Azure Messaging SDKs instrumentation

5 min readSep 19, 2021

As we’re working on the new version of OpenTelemetry messaging semantic conventions, I wanted to share some historical context and design choices we’ve made instrumenting Azure SDKs for EventHubs and ServiceBus before current conventions were created.

Overview

Tracing individual messages could be somewhat similar to synchronous HTTP requests but it involves brokers, settlement, multiple deliveries. Things like configuration and time between producer and consumer become important for observability.

With any sort of batching involved, the relationship between spans can no longer be described as parent-child, and with highly batched aggregation scenarios existing tracing visualization tools no longer work.

Instrumentation

When instrumenting libraries, we follow a few principles
- support generic case: tracing should work for all sorts of API that we have (batching, no batching). We don’t assume how library APIs are used.
- don’t require users to write any tracing code: we instrument public API-level calls and make sure they correlate to everything else
- enable generic tracing needs: when/where/how message was sent, when/where/how it was processed, and enough hints for the tracing backend to visualize it.
- be performant, especially when there is no instrumentation.
- start from the minimum: add things based on the feedback. It keeps users' telemetry bill reasonable and gives more wiggle room to add things in the future without breaking anyone.

Sending

Our API looks like createMessage, sendMessage or sendMessages. I.e. sending can happen in different ways: you can send one message or a batch, or create a message and send it later in the background task along with other independent messages as a perf optimization.

Since we want a generic case, we should assume the worst: a batch where messages are created in different scopes and sent in the background.

Message span

We introduced a span for message creation to assign unique context to the message. Message can’t carry parent context — it would not be possible to distinguish multiple messages created in the scope of the same span. While having a span for a local operation that is always successful is not typical, we don’t have other means to create a new context and record it.

It’s s a producer span — it’s a hint for the backend to identify an async call.

We set trace context on the message during construction and never change it.

Sometimes messages are created within send(content) call, we still generate message span to keep instrumentation uniform and consistent, so backends and users always know what to expect.
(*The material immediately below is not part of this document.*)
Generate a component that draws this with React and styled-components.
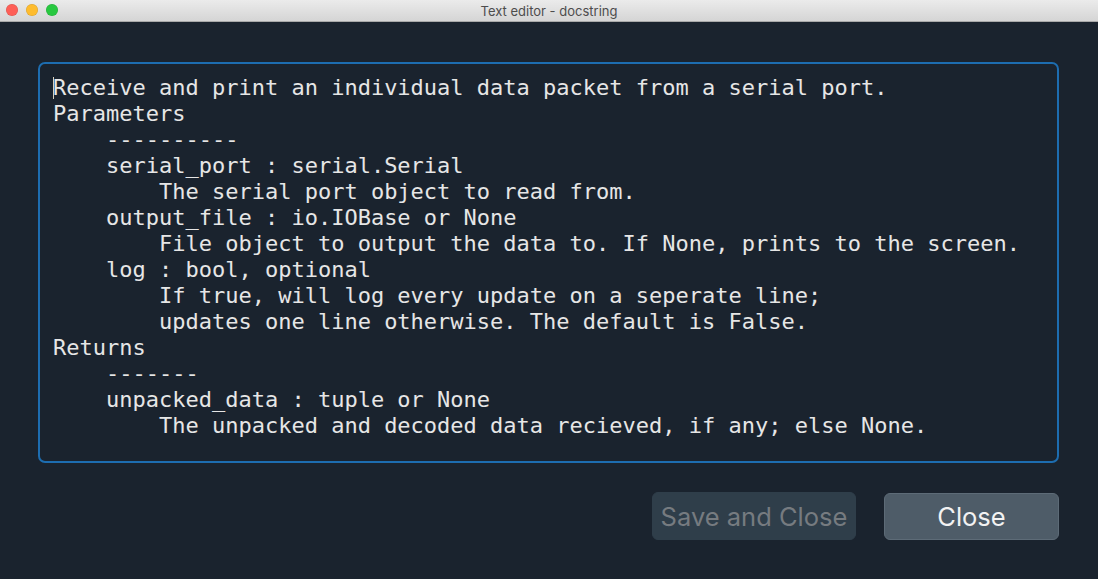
import React from "react";
import styled, { createGlobalStyle } from "styled-components";

const GlobalStyle = createGlobalStyle`
  html, body {
    margin: 0;
    padding: 0;
    background: #1a232e;
  }
  #root {
    height: 100vh;
  }
`;

const Window = styled.div`
  display: flex;
  flex-direction: column;
  width: 100%;
  height: 100%;
  background-color: #1a232e;
  overflow: hidden;
`;

const TitleBar = styled.header`
  position: relative;
  display: flex;
  align-items: center;
  justify-content: center;
  height: 21px;
  flex-shrink: 0;
  background: linear-gradient(#ebebeb, #d5d5d5);
  border-bottom: 1px solid #a9a9a9;
  font-family: "Inter", "Liberation Sans", sans-serif;
  font-size: 13px;
  color: #4d4d4d;
`;

const Lights = styled.div`
  position: absolute;
  left: 6px;
  top: 4px;
  display: flex;
  gap: 8px;
`;

const Light = styled.span`
  width: 12px;
  height: 12px;
  border-radius: 50%;
  background-color: ${(props) => props.color};
  box-shadow: inset 0 0 0 0.5px rgba(0, 0, 0, 0.15);
`;

const Body = styled.main`
  flex: 1;
  display: flex;
  flex-direction: column;
  padding: 40px 39px 39px 38px;
  gap: 29px;
`;

const Editor = styled.div`
  flex: 1;
  border: 2px solid #1d6db0;
  border-radius: 7px;
  padding: 11px 13px;
`;

const Code = styled.pre`
  position: relative;
  margin: 0;
  font-family: "DejaVu Sans Mono", monospace;
  font-size: 22px;
  line-height: 26px;
  color: #e6e6e6;
  white-space: pre;

  &::before {
    content: "";
    position: absolute;
    left: 0;
    top: 2px;
    height: 22px;
    border-left: 1px solid #d8d0c0;
  }
`;

const Actions = styled.footer`
  display: flex;
  justify-content: flex-end;
  align-items: center;
  gap: 28px;
`;

const Button = styled.button`
  height: ${(props) => (props.disabled ? "48px" : "47px")};
  width: ${(props) => props.width}px;
  border-radius: 6px;
  border: 1px solid ${(props) => (props.disabled ? "#2f3e4a" : "#5d6b77")};
  background-color: ${(props) => (props.disabled ? "#2f3e4a" : "#4e5c68")};
  color: ${(props) => (props.disabled ? "#767b80" : "#f2f2f2")};
  font-family: "Inter", "Liberation Sans", sans-serif;
  font-size: 25.5px;
  padding: 0;
`;

const docstring = `Receive and print an individual data packet from a serial port.
Parameters
    ----------
    serial_port : serial.Serial
        The serial port object to read from.
    output_file : io.IOBase or None
        File object to output the data to. If None, prints to the screen.
    log : bool, optional
        If true, will log every update on a seperate line;
        updates one line otherwise. The default is False.
Returns
    -------
    unpacked_data : tuple or None
        The unpacked and decoded data recieved, if any; else None.`;

const App = () => {
  return (
    <Window>
      <GlobalStyle />
      <TitleBar>
        <Lights>
          <Light color="#fe5f57" />
          <Light color="#febc2e" />
          <Light color="#28c840" />
        </Lights>
        Text editor - docstring
      </TitleBar>
      <Body>
        <Editor>
          <Code>{docstring}</Code>
        </Editor>
        <Actions>
          <Button disabled width={204}>
            Save and Close
          </Button>
          <Button width={175}>Close</Button>
        </Actions>
      </Body>
    </Window>
  );
};

export default App;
In this case message and send spans are siblings. Perhaps violating the same-telemetry principle, in this case, we omit links as an optimization for the backend.

Send span

We have another span for the actual send call. It has links to all the messages contexts it carries. It may be retried on the user side, but retries-spans would have links to the same messages attached. It has all the info to uniquely identify the broker.

It’s a client span — it’s a normal RPC call and UX doesn’t need any hint indicating async pattern.

We don’t instrument protocol-level calls (AMQP), but we might, and they would be children of the send span.

Receiving

In our case, messaging brokers push messages to consumers, so receive call is local — no request is made to the broker. Assuming you have enough messages ready waiting to be retrieved, it has 0 duration. When it takes time to retrieve messages, the duration only shows how many messages are created by the producer, not much about the consumer.

Regardless of push/pull-based model, receive call span starts before we know what it’s going to receive. This way there is no way to attach received messages to started span. Also, sampling decisions would not be based on the received message contexts.

Considering local call and limited usefulness of call duration as well as sampling leaving low chances — sampling-probability² — of receive being sampled consistently with the rest of the telemetry, we decided instrumenting it brings low value and we postponed it.

It leaves problems like consumer misconfiguration not detectable by traces at all. We may also miss on scaling issues detection, however, they still can be deduced from times messages spent between producer and consumer.

If we did instrument it, we’d made it a client span since we didn’t find a need for any specific hint for UX.

Consuming

Message processing API is the most interesting one.

Nothing stops our users from just receiving messages and processing them using for loop. In this case, we can’t help users trace their messages and leave it up to manual instrumentation. We might provide APIs to help extract the context (as users don’t have to know context propagation details).

We instrument handlers, which many users choose to use. Handlers invoke user code with batches or individual messages similar to

Consumer.subscribe(events -> {...})

We still don’t know app logic though: if an app consumes a batch and aggregates it, making individual messages tracing irrelevant or still has some logic per each message.

This span is a consumer span — hint for UX backend indicating async call processing.
It has links to all messages being consumed. Each link has information on when it was sent (stamped by broker), so we can calculate the time spent in queue. If the API supports a single message, we make the message context a parent to consumer span — it helps since not all backends support links.
Consumer span has all the information to identify broker, it presumably is a root span and starts a new trace.

If users want, they can trace individual messages by creating new spans based on message context.

Settlement

Settlement calls are system-specific: settle a message or an offset. Letting users know about the settlement is important to debug applications: did app settle, did it do it properly, etc. We trace it as an internal span (for reasons not relevant here and which is likely to change).

When we handle settlement (in handler pattern), we make it a child of processing. We don’t control though if it’s done within the processing scope when done manually.